The third interesting thing is that it isn't really a file transfer protocol. It certainly lets you do that, but its really much closer to a remote file system protocol. The protocol doesn't expose an upload / download style interface, but rather an open / close / read / write style interface. In fact most of the SFTP interfaces are really small wrappers around the POSIX APIs (with some subtle changes just to keep everyone on their toes!). One consequence of this style API is that there isn't any kind of atomic upload operation; there is no way for the srver to really know when a client has finished uploading a file. (Which is unfortunate is you want to say trigger some processing after a file is uploaded).

The fourth interesting thing is that some parts of the protocol are underspecified, which makes solid implementation a little tricky. Specifically there is no definition of a maximum packet size, but in practise popular STP client implement a maximum packet size. So, if you are a server implementator all you can do is guess! If you really want to gory details check out this bug report.

The fifth interesting thing is the way in which the readdir implementation work. Now, on a UNIX you have the POSIX readdir API, however that returns only a single file at a time. You don't want a network round trip for each file in a directory. So the SFTP readdir is able to return multiple results in a single API (although exactly how many is underspecified; see the previous interesting thing!).

Now, this implementation lets you type ls into the SFTP client and you only need a few round-trips to display things. However, people aren't happy with just a file listing, and generally use ls -l to get a long listing with additional details on each file. On a POSIX system you end up calling stat on each filename to get the details, but if you have this design over the network then you are going to end up back with a lot of round-trips. So, to help optimize for this, rather than readdir returning a list of filenames, it returns a list of (filename, attribute) tuples. This let you do the ls -l without excessive round-trips.

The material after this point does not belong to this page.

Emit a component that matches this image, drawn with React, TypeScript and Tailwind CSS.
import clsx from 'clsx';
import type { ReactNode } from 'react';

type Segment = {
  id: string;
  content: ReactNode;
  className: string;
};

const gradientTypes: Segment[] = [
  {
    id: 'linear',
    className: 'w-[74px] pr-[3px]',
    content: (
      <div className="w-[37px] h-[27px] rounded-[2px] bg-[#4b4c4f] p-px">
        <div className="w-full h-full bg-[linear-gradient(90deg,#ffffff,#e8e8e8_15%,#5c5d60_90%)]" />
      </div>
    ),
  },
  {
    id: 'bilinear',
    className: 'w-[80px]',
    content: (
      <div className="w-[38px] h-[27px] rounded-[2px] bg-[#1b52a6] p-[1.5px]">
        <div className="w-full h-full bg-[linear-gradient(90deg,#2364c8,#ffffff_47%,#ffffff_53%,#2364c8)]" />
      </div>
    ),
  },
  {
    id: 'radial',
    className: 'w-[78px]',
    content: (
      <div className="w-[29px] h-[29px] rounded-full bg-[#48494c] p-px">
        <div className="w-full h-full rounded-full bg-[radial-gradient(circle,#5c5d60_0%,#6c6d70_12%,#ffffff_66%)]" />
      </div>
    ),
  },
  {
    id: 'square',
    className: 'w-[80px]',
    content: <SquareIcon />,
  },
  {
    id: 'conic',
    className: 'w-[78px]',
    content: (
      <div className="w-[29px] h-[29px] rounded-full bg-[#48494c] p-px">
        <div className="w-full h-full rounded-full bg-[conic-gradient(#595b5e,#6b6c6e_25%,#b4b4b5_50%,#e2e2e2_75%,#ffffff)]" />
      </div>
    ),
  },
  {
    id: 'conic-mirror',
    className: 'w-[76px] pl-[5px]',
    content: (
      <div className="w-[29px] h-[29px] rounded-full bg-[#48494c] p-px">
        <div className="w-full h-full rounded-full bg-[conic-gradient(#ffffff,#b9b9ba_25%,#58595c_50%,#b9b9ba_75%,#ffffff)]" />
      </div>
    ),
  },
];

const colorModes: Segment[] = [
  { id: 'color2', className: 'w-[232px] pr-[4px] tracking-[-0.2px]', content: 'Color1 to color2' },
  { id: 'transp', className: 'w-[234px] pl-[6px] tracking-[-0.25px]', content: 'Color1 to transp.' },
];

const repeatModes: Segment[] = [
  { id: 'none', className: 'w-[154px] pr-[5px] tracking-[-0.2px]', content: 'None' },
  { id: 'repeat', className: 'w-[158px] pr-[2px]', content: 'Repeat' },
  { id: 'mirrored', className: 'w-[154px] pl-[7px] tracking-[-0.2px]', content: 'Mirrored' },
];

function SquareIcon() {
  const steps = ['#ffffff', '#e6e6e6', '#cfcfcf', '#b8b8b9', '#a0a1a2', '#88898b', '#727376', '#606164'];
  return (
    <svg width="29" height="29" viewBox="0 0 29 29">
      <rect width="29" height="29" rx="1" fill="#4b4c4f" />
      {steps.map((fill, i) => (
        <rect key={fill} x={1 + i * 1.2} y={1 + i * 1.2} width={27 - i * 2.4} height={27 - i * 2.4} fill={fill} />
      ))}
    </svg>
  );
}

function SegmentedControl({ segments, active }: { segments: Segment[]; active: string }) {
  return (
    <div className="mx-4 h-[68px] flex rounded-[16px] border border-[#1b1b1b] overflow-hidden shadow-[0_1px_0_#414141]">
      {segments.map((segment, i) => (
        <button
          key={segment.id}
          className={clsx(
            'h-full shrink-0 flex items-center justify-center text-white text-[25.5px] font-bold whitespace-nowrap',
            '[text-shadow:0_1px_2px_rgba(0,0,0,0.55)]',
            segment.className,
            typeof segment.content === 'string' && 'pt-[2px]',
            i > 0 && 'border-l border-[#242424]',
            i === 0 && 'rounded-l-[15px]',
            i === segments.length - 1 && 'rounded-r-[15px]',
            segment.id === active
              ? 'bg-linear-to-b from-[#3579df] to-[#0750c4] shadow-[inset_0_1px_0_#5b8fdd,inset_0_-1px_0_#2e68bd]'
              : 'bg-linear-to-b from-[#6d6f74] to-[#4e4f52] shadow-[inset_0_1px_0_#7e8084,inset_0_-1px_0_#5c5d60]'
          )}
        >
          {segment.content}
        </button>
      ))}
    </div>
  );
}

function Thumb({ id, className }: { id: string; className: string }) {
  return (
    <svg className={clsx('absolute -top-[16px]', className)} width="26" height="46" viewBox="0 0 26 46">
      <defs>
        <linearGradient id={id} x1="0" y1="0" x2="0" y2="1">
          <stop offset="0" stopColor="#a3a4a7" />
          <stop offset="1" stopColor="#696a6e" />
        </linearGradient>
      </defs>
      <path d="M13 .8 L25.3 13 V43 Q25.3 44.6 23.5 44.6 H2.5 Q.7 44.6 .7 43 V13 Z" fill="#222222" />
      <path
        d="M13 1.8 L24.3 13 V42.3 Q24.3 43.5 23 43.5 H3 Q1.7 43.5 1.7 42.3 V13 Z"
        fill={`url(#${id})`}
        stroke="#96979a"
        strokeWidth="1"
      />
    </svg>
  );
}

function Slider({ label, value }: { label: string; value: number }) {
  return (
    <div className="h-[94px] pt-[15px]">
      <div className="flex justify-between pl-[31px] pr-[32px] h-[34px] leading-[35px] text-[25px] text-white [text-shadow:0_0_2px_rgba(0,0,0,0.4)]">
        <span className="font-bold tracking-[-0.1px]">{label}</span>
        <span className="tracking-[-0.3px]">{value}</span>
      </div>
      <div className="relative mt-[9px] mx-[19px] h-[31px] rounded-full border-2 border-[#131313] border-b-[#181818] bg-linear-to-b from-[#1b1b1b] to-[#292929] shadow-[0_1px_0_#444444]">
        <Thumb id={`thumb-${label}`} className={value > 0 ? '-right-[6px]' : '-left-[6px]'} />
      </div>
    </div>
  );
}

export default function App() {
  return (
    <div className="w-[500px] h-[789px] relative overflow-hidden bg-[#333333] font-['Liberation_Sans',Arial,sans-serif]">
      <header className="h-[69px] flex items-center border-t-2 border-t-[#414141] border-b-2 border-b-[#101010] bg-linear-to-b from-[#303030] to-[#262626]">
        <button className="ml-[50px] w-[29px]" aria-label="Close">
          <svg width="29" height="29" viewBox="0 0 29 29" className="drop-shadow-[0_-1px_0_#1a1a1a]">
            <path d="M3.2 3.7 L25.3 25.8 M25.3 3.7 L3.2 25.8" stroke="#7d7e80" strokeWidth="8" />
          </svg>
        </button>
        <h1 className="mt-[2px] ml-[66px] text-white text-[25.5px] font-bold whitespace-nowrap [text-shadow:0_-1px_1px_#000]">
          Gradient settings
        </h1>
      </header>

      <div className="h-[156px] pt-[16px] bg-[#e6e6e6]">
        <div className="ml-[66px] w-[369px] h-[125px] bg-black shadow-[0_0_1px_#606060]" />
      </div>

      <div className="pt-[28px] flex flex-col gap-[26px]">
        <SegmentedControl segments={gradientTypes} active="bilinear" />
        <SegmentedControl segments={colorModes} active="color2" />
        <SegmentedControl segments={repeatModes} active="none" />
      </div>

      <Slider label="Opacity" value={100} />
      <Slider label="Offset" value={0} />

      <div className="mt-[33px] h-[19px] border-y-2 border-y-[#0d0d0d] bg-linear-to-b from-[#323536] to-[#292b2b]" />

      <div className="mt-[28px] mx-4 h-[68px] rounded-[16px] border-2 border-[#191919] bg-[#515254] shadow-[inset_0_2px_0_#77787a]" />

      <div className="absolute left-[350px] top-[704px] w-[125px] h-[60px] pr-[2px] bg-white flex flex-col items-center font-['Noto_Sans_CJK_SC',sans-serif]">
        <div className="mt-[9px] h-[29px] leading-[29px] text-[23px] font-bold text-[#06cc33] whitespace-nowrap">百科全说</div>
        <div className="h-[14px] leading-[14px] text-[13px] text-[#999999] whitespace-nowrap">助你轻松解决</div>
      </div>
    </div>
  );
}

Now, so far that isn't interesting. The really interesting thing here is that they didn't stop here with this optimisation. To implement ls -l you need to take the filename and attributes and then format them into a string that looks something like: drwxr-xr-x 5 markus markus 1024 Jan 13 18:39 .ssh. Now, there is not really anything that stops an SFTP client doing the transformation on the client. Doing so certainly doesn't requier any additional network round trips. But, for some reason, the SFTP server actually sends this formatted string in the result of readdir! So, readdir returns a list of (filename, longname, attribute) tuples. This is kind of strange.

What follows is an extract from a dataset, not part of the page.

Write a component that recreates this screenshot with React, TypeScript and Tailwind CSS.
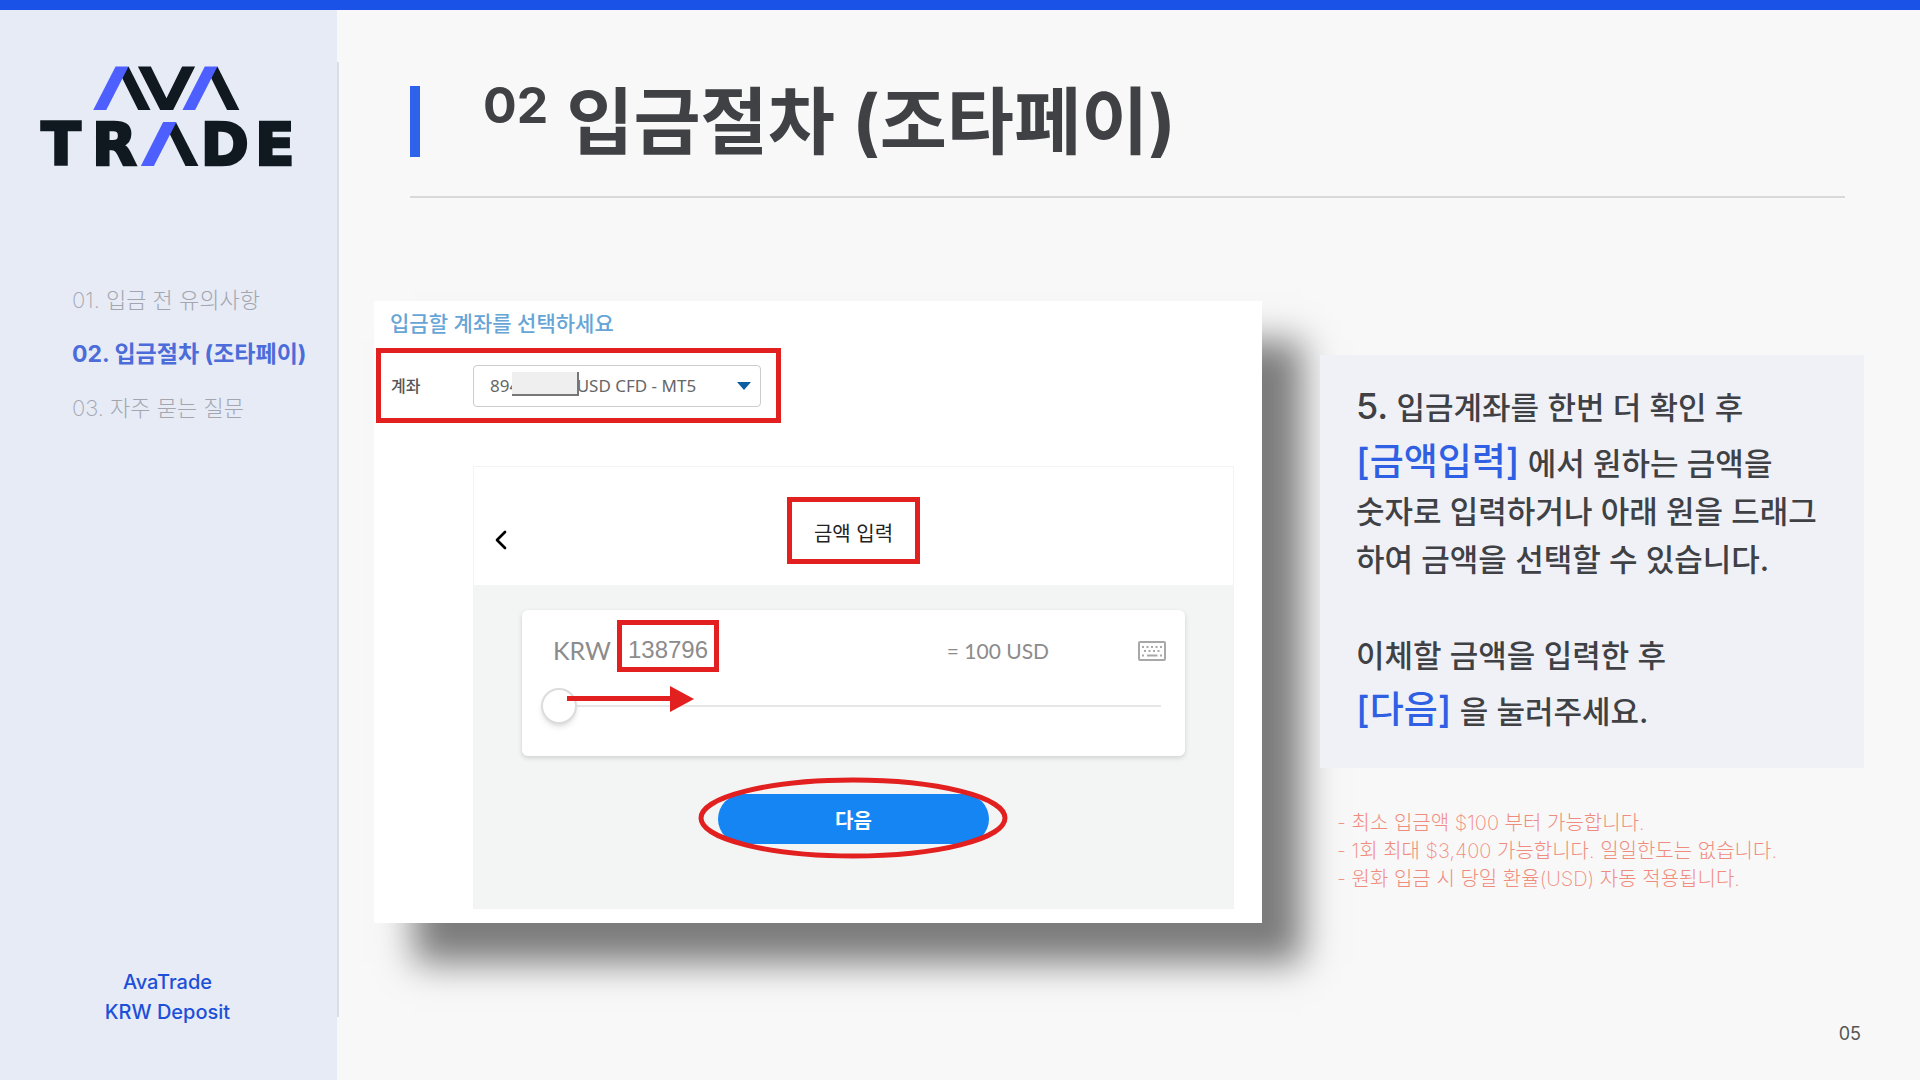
import { ChevronLeft } from "lucide-react";

interface NavItem {
    id: string;
    label: string;
    active: boolean;
}

const navItems: NavItem[] = [
    { id: "notice", label: "01. 입금 전 유의사항", active: false },
    { id: "deposit", label: "02. 입금절차 (조타페이)", active: true },
    { id: "faq", label: "03. 자주 묻는 질문", active: false },
];

const notes: string[] = [
    "- 최소 입금액 $100 부터 가능합니다.",
    "- 1회 최대 $3,400 가능합니다. 일일한도는 없습니다.",
    "- 원화 입금 시 당일 환율(USD) 자동 적용됩니다.",
];

const Logo = () => (
    <svg viewBox="110 198 778 300" className="w-[259px] h-[100px] overflow-visible" role="img" aria-label="AvaTrade">
        {/* Slanted bars */}
        <g fill="#101820">
            <path d="M385 199 L451 330 H414 L360 222Z" />
            <path d="M413 199 H452 L499 295 L546 199 H585 L519 330 H480Z" />
            <path d="M652 199 L718 330 H681 L627 222Z" />
            <path d="M527 366 L595 498 H556 L503 390Z" />
        </g>
        <g fill="#4d5fff">
            <path d="M279 330 L346 199 H385 L318 330Z" />
            <path d="M547 330 L614 199 H652 L585 330Z" />
            <path d="M422 498 L489 366 H529 L461 498Z" />
        </g>
        <g
            fill="#101820"
            stroke="#101820"
            strokeWidth="8"
            fontFamily="DejaVu Sans, sans-serif"
            fontWeight="700"
            fontSize="174"
            textAnchor="middle"
        >
            <text x="182" y="494">T</text>
            <text x="342" y="494">R</text>
            <text x="674" y="494">D</text>
            <text x="824" y="494">E</text>
        </g>
    </svg>
);

const KeyboardIcon = () => (
    <svg viewBox="0 0 28 20" className="w-7 h-5" fill="none" stroke="#a8a8a8">
        <rect x="1" y="1" width="26" height="18" rx="1" strokeWidth="2" />
        <path d="M4 6H24" strokeWidth="2" strokeDasharray="2 2.500" />
        <path d="M6 10H22" strokeWidth="2" strokeDasharray="2 2.500" />
        <path d="M4 14.500H6M9 14.500H19.500M22 14.500H24" strokeWidth="2" />
    </svg>
);

const Sidebar = () => (
    <aside className="w-[337px] shrink-0 bg-[#e6ebf6] flex flex-col">
        <div className="pt-14 pl-[37px]">
            <Logo />
        </div>
        <nav className="mt-[107px] pl-[72px] flex flex-col leading-[54px] whitespace-nowrap">
            {navItems.map((item) => (
                <a
                    key={item.id}
                    href={`#${item.id}`}
                    className={item.active ? "text-[23px] font-bold text-[#4c6cda]" : "text-[22px] font-extralight text-[#a3a6af]"}
                >
                    {item.label}
                </a>
            ))}
        </nav>
        <p className="mt-auto mb-[53px] pr-0.5 text-center text-xl leading-[30px] font-medium text-[#1d50d8]">
            AvaTrade
            <br />
            KRW Deposit
        </p>
    </aside>
);

const AccountRow = () => (
    <div className="mt-[9px] ml-0.5 w-[405px] h-[75px] border-[5px] border-[#e2201f] flex items-center pl-2.5 pr-[15px]">
        <label htmlFor="account" className="w-[82px] text-base font-medium text-[#555]">
            계좌
        </label>
        <div className="relative flex-1">
            <select
                id="account"
                className="w-full h-[42px] appearance-none rounded-sm border border-[#ccc] bg-white pl-4 font-['Noto_Sans',sans-serif] text-[17px] text-[#666]"
            >
                <option>{"894" + "\u00a0".repeat(13) + "USD CFD - MT5"}</option>
            </select>
            {/* Account number mask */}
            <span className="absolute left-[39px] top-[7px] w-[67px] h-6 bg-[#efefef] border-r-2 border-b-2 border-[#777]" />
            <svg viewBox="0 0 14 8" className="absolute right-2.5 top-[17px] w-3.5 h-2 pointer-events-none">
                <path d="M0 0H14L7 8Z" fill="#0d5c9f" />
            </svg>
        </div>
    </div>
);

const AmountCard = () => (
    <div className="relative h-[146px] rounded-md bg-white shadow-[0_2px_5px_rgba(0,0,0,0.15)] pt-2.5 pl-[31px] pr-[19px]">
        <div className="flex items-center">
            <label htmlFor="amount" className="w-16 pt-2.5 font-['Lato',sans-serif] text-[25px] text-[#8c8c8c]">
                KRW
            </label>
            <input
                id="amount"
                defaultValue="138796"
                className="w-[102px] h-[52px] pt-2 border-[5px] border-[#e2201f] bg-white text-center font-['Liberation_Sans',sans-serif] text-2xl text-[#8c8c8c]"
            />
            <span className="ml-auto mr-[89px] pt-2.5 font-['Lato',sans-serif] text-[21px] text-[#8c8c8c]">= 100 USD</span>
            <button type="button" aria-label="키패드" className="pt-2.5">
                <KeyboardIcon />
            </button>
        </div>
        <input
            type="range"
            aria-label="금액"
            defaultValue={0}
            className="absolute left-[19px] top-[78px] w-[620px] h-9 appearance-none bg-transparent [&::-webkit-slider-runnable-track]:h-0.5 [&::-webkit-slider-runnable-track]:bg-[#e6e6e6] [&::-webkit-slider-thumb]:appearance-none [&::-webkit-slider-thumb]:-mt-[17px] [&::-webkit-slider-thumb]:size-9 [&::-webkit-slider-thumb]:rounded-full [&::-webkit-slider-thumb]:border-2 [&::-webkit-slider-thumb]:border-[#dcdcdc] [&::-webkit-slider-thumb]:bg-white [&::-webkit-slider-thumb]:shadow-md"
        />
        <svg viewBox="0 0 128 26" className="absolute left-[45px] top-[76px] w-32 h-[26px] pointer-events-none" fill="#e2201f">
            <path d="M0 10H103V0L127 13L103 26V15H0Z" />
        </svg>
    </div>
);

const DepositScreen = () => (
    <section className="flex-[888] bg-white pt-2 pb-3.5 shadow-[40px_40px_34px_rgba(0,0,0,0.5)]">
        <h2 className="pl-4 text-[21px] leading-[30px] font-medium text-[#66a5d6]">입금할 계좌를 선택하세요</h2>
        <AccountRow />
        <div className="mt-[43px] ml-[99px] mr-7 border border-[#f2f3f3]">
            <div className="h-[118px] pt-[30px]">
                <div className="grid grid-cols-[1fr_auto_1fr] items-end">
                    <button type="button" aria-label="뒤로" className="w-[54px] h-12 flex items-center justify-center text-black">
                        <ChevronLeft className="w-8 h-8" strokeWidth={2} />
                    </button>
                    <h3 className="w-[133px] h-[67px] border-[5px] border-[#e2201f] flex items-center justify-center pt-1.5 text-xl text-[#222]">
                        금액 입력
                    </h3>
                </div>
            </div>
            <div className="bg-[#f3f5f5] pt-[25px] pb-16 px-12">
                <AmountCard />
                <div className="relative mt-[38px] mx-auto w-[271px]">
                    <button type="button" className="w-full h-[50px] pt-1 rounded-full bg-[#1485f2] text-xl font-bold text-white">
                        다음
                    </button>
                    <svg viewBox="0 0 311 82" className="absolute -left-5 -top-[17px] w-[311px] h-[82px] pointer-events-none">
                        <ellipse cx="155" cy="41" rx="152" ry="38" fill="none" stroke="#e2201f" strokeWidth="5" />
                    </svg>
                </div>
            </div>
        </div>
    </section>
);

const Instructions = () => (
    <div className="flex-[544] mt-[54px] flex flex-col whitespace-nowrap">
        <div className="h-[413px] bg-[#eff1f7] pt-[27px] pl-9 text-[31px] leading-[48px] font-medium text-[#404145]">
            <p>
                <span className="text-4xl leading-[48px]">5.</span> 입금계좌를 한번 더 확인 후
            </p>
            <p className="pt-1.5">
                <strong className="text-[37px] leading-[48px] font-medium text-[#2f60e4]">[금액입력]</strong> 에서 원하는 금액을
            </p>
            <p>숫자로 입력하거나 아래 원을 드래그</p>
            <p>하여 금액을 선택할 수 있습니다.</p>
            <p className="pt-12">이체할 금액을 입력한 후</p>
            <p className="pt-1.5">
                <strong className="text-[37px] leading-[48px] font-medium text-[#2f60e4]">[다음]</strong> 을 눌러주세요.
            </p>
        </div>
        <ul className="mt-[41px] pl-[17px] text-xl leading-7 font-extralight text-[#f08c7d]">
            {notes.map((note) => (
                <li key={note}>{note}</li>
            ))}
        </ul>
    </div>
);

const App = () => {
    return (
        <div className="min-h-screen flex flex-col bg-[#f8f8f8] font-['Inter','Noto_Sans_CJK_KR',sans-serif]">
            <div className="h-2.5 bg-[#1a52e8]" />
            <div className="flex-1 flex">
                <Sidebar />
                <div className="w-0.5 shrink-0 mt-[52px] mb-[63px] bg-[#dcdee6]" />
                <main className="flex-1 flex flex-col pt-[76px]">
                    <header className="ml-[71px] mr-[75px] h-28 border-b-2 border-[#d9d9d9]">
                        <div className="h-[71px] border-l-[10px] border-[#2f62ea] pl-[63px] flex items-center text-[#404145]">
                            <h1 className="flex text-[73px] leading-[71px] font-bold whitespace-nowrap">
                                <span className="mr-[18px] text-[50px] leading-[38px]">02</span>
                                입금절차 (조타페이)
                            </h1>
                        </div>
                    </header>
                    <div className="mt-[103px] ml-[35px] mr-14 flex items-start gap-[58px]">
                        <DepositScreen />
                        <Instructions />
                    </div>
                    <p className="mt-auto mb-8 pr-[59px] text-right text-lg text-[#555]">05</p>
                </main>
            </div>
        </div>
    );
};

export default App;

The only real reason for doing this transformation on the server side is that the client can't perform a transformation from gid / uid into strings (since you can't expect the client and server to share the same mapping). So, there is some justificaiton here. However, readdir isn't the only call you need to implement ls. If the user simply performs an ls on a specific file, then you need to use stat to determine if the file exists, and if so get the attribute information. The SFTP protocol provides a stat call that basically works as you'd expect, returning the attributes for the file. But, it does not return the longname! So, now you know why sometimes an ls in the SFTP client will provide you with user and group names ,while other times it just show numeric identifiers.

The sixth interesting thing is that despite there being a cd command in the OpenSSH SFTP client, there isn't any chdir equivalent in the protocol. So, cd is a pure client-side illusion. A related interesting thing is that the protocol support filenames starting with a leading slash and without slash. With a slash means absolute (as you'd expect), but without a slash doesn't mean relative, or at least not relative to any current working directory. Paths without a leading slash are resolved relative to a default directory. Normally this would be the user's home directory, but really it is up to the SSH server.

The final interesting thing worth commenting on is that even though most of the SFTP interfaces seem to be copies of POSIX interfaces for rename, they chose to specify different semantics to the POSIX rename! Specifically, in SFTP it is an error to rename a file to an existing file, while POSIX rename supports this without an issue. Now of course, people wanted their normal POSIX semantics in rename, so OpenSSH obliged with an extension: posix-rename. So, OpenSSH has two renames, one with SFTP semantics, and one with POSIX semantics. This is not unreasonable, the really fun part is that the OpenSSH SFTP client automatically tries ot use the posix-rename semantics, but will happily, silently fall back to the SFTP semantics.

Hopefully if you ever need to deal with SFTP at a low level this has given you some pointers of things to look out for!